Potential Trojan Horse whistleblowers were put off from coming forward in fear of their comments sparking an Ofsted inspection, it has been claimed.
At the Education Select Committee’s second meeting on Tuesday after the inquiry into the alleged plot by hardline Islamists to take control of schools in Birmingham, Ian Kershaw told MPs he believed headteachers had not come forward.
He was giving evidence alongside Peter Clarke who was appointed by former Secretary of State Michael Gove to head up a separate inquiry.
Committee chairman Graham Stuart said: “You suggested a number of heads didn’t give evidence, and it might seem ironic to ask after four or five different investigations, but did you have the powers you needed to get to the bottom of this? Did we need to hear from more people and get evidence from them to get the real picture?
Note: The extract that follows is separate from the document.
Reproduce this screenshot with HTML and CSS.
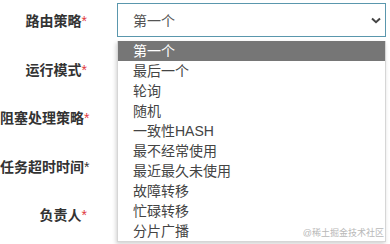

Mr Kershaw said: “Well I had no powers, people volunteered their evidence, apart from the powers given to me by the local authority to interrogate all of the information they held.
“I think you have got to understand the atmosphere for headteachers. I have been a headteacher for some years and, at that point in time in Birmingham, with the number of Ofsted inspections that had been taking place I believe from the commentaries I have listened to, there were concerns that if I put my head above the parapet I will invite an inspection.
“And the headteachers think ‘I don’t want to go through an inspection process’, so I think there was a fear level about ‘if I say something about concerns about governors in my school, I will be the next school to be inspected’. So there was a bit of that going on, I believe.”
He added it would be “no easy task” for headteachers to have confidence in the authorities – the city council, the Department for Education and Ofsted – to put matters right.